Lid sinds

4 jaar 4 maanden

Rol

  • Gewone gebruiker

Schrijfopdracht #514 - Regendruppels

12 juli 2024 - 21:22

 

Regendruppels

Het getik van de regen op de ruit. Dikke druppels die naar beneden glijden over het glas, als een traan over een wang, niet recht naar beneden maar zigzaggend over de gelaatstrekken van een gezicht. Ik leg mijn hand op de ruit en volg de weg die een druppel aflegt. Van de wolken, naar de donkerblauwe lucht, naar het gras, om vervolgens te verdwijnen onderin het randje van het raam. Ik zucht, de trein zucht mee en beweegt langzaam vooruit. Ik sluit mijn ogen, maar vind geen rust. De geluiden van de trein overstemmen mijn gedachten, twee giechelende meisjes achterin, een moeder met een kindje dat een jengelend geluid maakt, een man die luidruchtig ademt, het getik van de regen op de ruit. Zwart voor mijn ogen om me ervoor af te sluiten, maar ik hoor ze nog steeds, mijn oren krijg ik maar niet gesloten. Dan begint ze te praten, alsof er nog niet genoeg stemmen om me heen waren, maar toch stelt haar stemgeluid me gerust.

‘Edward…’

‘Edward?’

‘Ja lieverd, ik ben bijna thuis. Bijna in Zwolle, nog een kwartiertje met de trein.’

‘Fijn, het eten is al ongeveer klaar, nog even de bonen snijden en dan kan alles in de pan. Heb een drukke dag gehad vandaag, de buurvrouw kwam weer eens langs voor een kopje koffie, begon weer aan een stuk door te kletsen.’

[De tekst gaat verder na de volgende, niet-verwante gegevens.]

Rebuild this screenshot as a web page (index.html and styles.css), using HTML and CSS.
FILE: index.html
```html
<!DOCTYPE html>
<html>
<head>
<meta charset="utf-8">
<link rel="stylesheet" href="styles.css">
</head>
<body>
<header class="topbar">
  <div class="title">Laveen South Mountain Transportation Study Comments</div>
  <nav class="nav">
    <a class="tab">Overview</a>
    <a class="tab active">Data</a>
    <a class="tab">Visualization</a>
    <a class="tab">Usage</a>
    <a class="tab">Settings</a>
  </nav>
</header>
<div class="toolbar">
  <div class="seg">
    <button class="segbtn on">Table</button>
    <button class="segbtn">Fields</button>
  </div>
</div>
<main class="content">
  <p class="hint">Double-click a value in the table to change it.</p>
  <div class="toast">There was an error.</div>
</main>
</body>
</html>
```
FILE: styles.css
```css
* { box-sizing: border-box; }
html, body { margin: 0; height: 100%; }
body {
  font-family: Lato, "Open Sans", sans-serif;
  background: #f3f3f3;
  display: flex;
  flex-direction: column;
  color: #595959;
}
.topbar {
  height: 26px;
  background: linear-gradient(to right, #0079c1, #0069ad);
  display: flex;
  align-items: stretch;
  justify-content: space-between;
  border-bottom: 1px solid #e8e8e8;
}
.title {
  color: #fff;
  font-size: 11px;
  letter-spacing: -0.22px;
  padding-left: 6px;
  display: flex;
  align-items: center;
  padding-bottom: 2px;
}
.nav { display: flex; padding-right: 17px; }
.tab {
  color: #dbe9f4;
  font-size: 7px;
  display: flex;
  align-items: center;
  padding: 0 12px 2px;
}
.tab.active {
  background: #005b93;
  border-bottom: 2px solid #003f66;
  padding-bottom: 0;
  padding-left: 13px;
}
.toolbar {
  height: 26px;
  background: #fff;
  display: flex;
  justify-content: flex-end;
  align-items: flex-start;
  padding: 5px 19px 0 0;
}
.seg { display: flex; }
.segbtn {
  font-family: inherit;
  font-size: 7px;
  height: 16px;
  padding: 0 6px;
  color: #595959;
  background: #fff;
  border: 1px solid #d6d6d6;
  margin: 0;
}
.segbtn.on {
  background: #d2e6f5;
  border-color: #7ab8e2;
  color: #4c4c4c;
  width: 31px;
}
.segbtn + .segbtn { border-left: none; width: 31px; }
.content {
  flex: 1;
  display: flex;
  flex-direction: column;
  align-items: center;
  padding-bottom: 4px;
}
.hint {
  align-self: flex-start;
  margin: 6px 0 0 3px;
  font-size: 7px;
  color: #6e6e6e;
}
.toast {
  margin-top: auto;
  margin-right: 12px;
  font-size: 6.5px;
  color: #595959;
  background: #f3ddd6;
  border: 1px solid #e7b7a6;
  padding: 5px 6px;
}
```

‘Ach, die vrouw heeft ook niet veel te doen, laat haar af en toe bij ons aanschuiven. Heb je nog wat kunnen doen aan de trui die je aan het breien was?’

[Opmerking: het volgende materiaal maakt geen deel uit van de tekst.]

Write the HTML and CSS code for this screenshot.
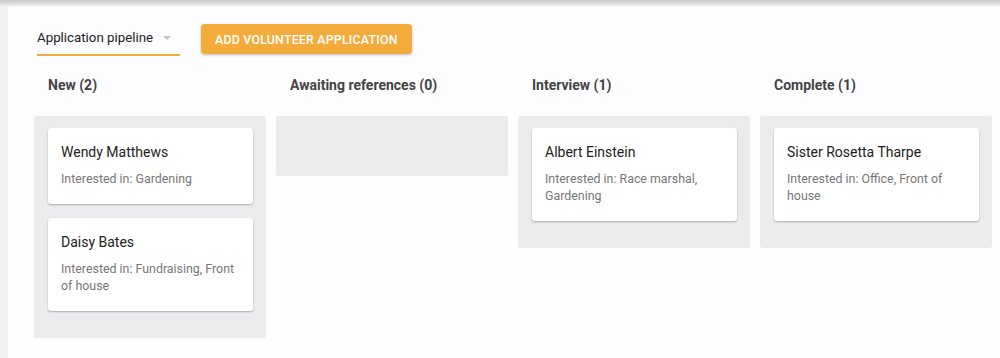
FILE: index.html
```html
<!DOCTYPE html>
<html>
<head>
    <title>Application pipeline</title>
    <link rel="stylesheet" href="styles.css">
</head>
<body>
    <div class="appbar-shadow"></div>
    <div class="paper">
        <div class="toolbar">
            <div class="select">
                <span>Application pipeline</span>
                <span class="caret"></span>
            </div>
            <button class="add-btn">Add volunteer application</button>
        </div>

        <div class="board">
            <div class="column">
                <div class="column-title">New (2)</div>
                <div class="lane">
                    <div class="card">
                        <div class="card-name">Wendy Matthews</div>
                        <div class="card-sub">Interested in: Gardening</div>
                    </div>
                    <div class="card">
                        <div class="card-name">Daisy Bates</div>
                        <div class="card-sub">Interested in: Fundraising, Front of house</div>
                    </div>
                </div>
            </div>
            <div class="column">
                <div class="column-title">Awaiting references (0)</div>
                <div class="lane"></div>
            </div>
            <div class="column">
                <div class="column-title">Interview (1)</div>
                <div class="lane">
                    <div class="card">
                        <div class="card-name">Albert Einstein</div>
                        <div class="card-sub">Interested in: Race marshal, Gardening</div>
                    </div>
                </div>
            </div>
            <div class="column">
                <div class="column-title">Complete (1)</div>
                <div class="lane">
                    <div class="card">
                        <div class="card-name">Sister Rosetta Tharpe</div>
                        <div class="card-sub">Interested in: Office, Front of house</div>
                    </div>
                </div>
            </div>
        </div>
    </div>
</body>
</html>
```

FILE: styles.css
```css
body {
    margin: 0;
    background-color: #f1f1f3;
    font-family: Roboto, "Liberation Sans", Arial, sans-serif;
    color: #222;
    height: 100vh;
    overflow: hidden;
}
.appbar-shadow {
    height: 6px;
    background: linear-gradient(#c9c9cc, #ececee);
}
.paper {
    margin-left: 8px;
    background-color: #fdfcfe;
    border-top-left-radius: 4px;
    padding: 18px 8px 0 26px;
    height: calc(100vh - 6px);
    box-sizing: border-box;
}
.toolbar {
    display: flex;
    align-items: flex-start;
    margin-left: 3px;
}
.select {
    width: 143px;
    height: 32px;
    box-sizing: border-box;
    padding-top: 6px;
    display: flex;
    justify-content: space-between;
    font-size: 13.3px;
    line-height: 16px;
    color: #222;
    border-bottom: 2px solid #f2ab3a;
}
.caret {
    width: 0;
    height: 0;
    margin: 6px 9px 0 0;
    border-left: 4.5px solid transparent;
    border-right: 4.5px solid transparent;
    border-top: 4.5px solid #c4c4c4;
}
.add-btn {
    margin-left: 21px;
    height: 30px;
    padding: 0 14px;
    border: none;
    border-radius: 4px;
    background-color: #f3ab3b;
    color: #fff;
    font-family: inherit;
    font-size: 12.4px;
    font-weight: 500;
    letter-spacing: 0.2px;
    text-transform: uppercase;
    box-shadow: 0 1px 3px rgba(0, 0, 0, 0.25);
}
.board {
    display: flex;
    gap: 10px;
    align-items: flex-start;
}
.column {
    width: 232px;
}
.column-title {
    padding: 21px 14px 23px;
    font-size: 14px;
    line-height: 16px;
    font-weight: 700;
    color: #444;
}
.lane {
    background-color: #ebeaec;
    border-radius: 3px;
    padding: 12px 13px 13px 14px;
    min-height: 35px;
}
.card {
    background-color: #fff;
    border-radius: 3px;
    padding: 14px 13px 17px;
    margin-bottom: 14px;
    box-shadow: 0 1px 2px rgba(0, 0, 0, 0.28);
}
.card-name {
    font-size: 14px;
    line-height: 20px;
    margin-bottom: 8px;
    color: #222;
}
.card-sub {
    font-size: 12.4px;
    line-height: 17px;
    color: #777;
}
```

‘Ben er helemaal niet meer aan toegekomen. Zo’n drukke dag, s ’ochtends nieuwe pasfoto’s laten maken, daarna nog even een cadeautje gekocht voor de kleinkinderen. Ze hebben tegenwoordig zoveel om uit te kiezen.’

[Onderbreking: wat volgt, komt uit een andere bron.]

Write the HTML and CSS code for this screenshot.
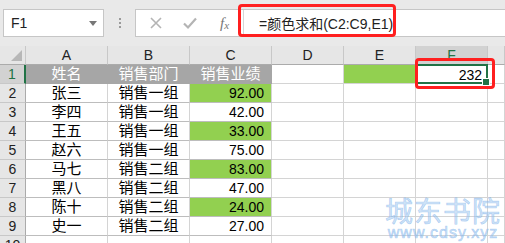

‘Je hebt toch niet weer zo’n pop gekocht met van die kralenogen? Sabientje zei vorige keer dat ze die niet meer moest hebben, ze staren haar aan had ze gezegd en ze werd er bang van.’

‘Ach Edward, dat meisje is helemaal weg van die poppen, ik heb er nu weer eentje met een roze jurkje gekocht, zal ze enig vinden. Maar goed, toen ben ik naar huis gelopen, was gedaan, kleding gestreken, en toen ik eindelijk aan de slag wilde gaan stond Betty voor de deur.’

‘Je had haar ook kunnen vertellen dat het even niet uit kwam, dat je met andere dingen bezig was.’

‘Ja, ja, maar je weet hoe dat gaat. Dan toch even kletsen aan de deur en duurt het langer dan gedacht. En om haar dan niet uit te nodigen voor een kopje koffie is ook weer zo iets. Dus ja, wel een gezellige dag gehad. Maar goed, ik klets je de oren van het hoofd, ik lijk Betty wel.’

‘Je kletst me inderdaad altijd de oren van het hoofd, maar dat vind ik niet zo erg, van jou kan ik het hebben.’

Langzaam wordt haar antwoord overstemd door het geruis om me heen. Ik hoor ze over me praten, alsof ze denken dat ik ze niet kan horen. ‘Hij is niet eens aan de telefoon, en hij draagt ook geen oortjes.’;  ‘Tegen wie praat die man mama?’;  ‘Volgens mij is hij niet helemaal goed bij zijn hoofd.’ Ik knijp mijn ogen harder dicht in een poging hun verbaasde blikken niet te hoeven voelen.

Het getik van de regen op de ruit. Net als op de dag dat ik afscheid van haar nam. Druppels die naar beneden stroomden, geleidelijk met het water dat over mijn wangen naar beneden gleed. Met mijn ogen volg ik de weg van de druppels, in een poging te ontsnappen, te ontsnappen aan de stemmen. Alle stemmen, behalve die van haar.

 

Lid sinds

4 jaar 5 maanden

Rol

  • Gewone gebruiker
16 juli 2024 - 10:30

 

Hoi Ritme,

Wat een mooi verhaal. Ondanks de voorspelbaarheid en de kletspraat, blijf ik geboeid. Kijk wel nog eens goed naar de laatste alinea en bedenk of die echt nodig is.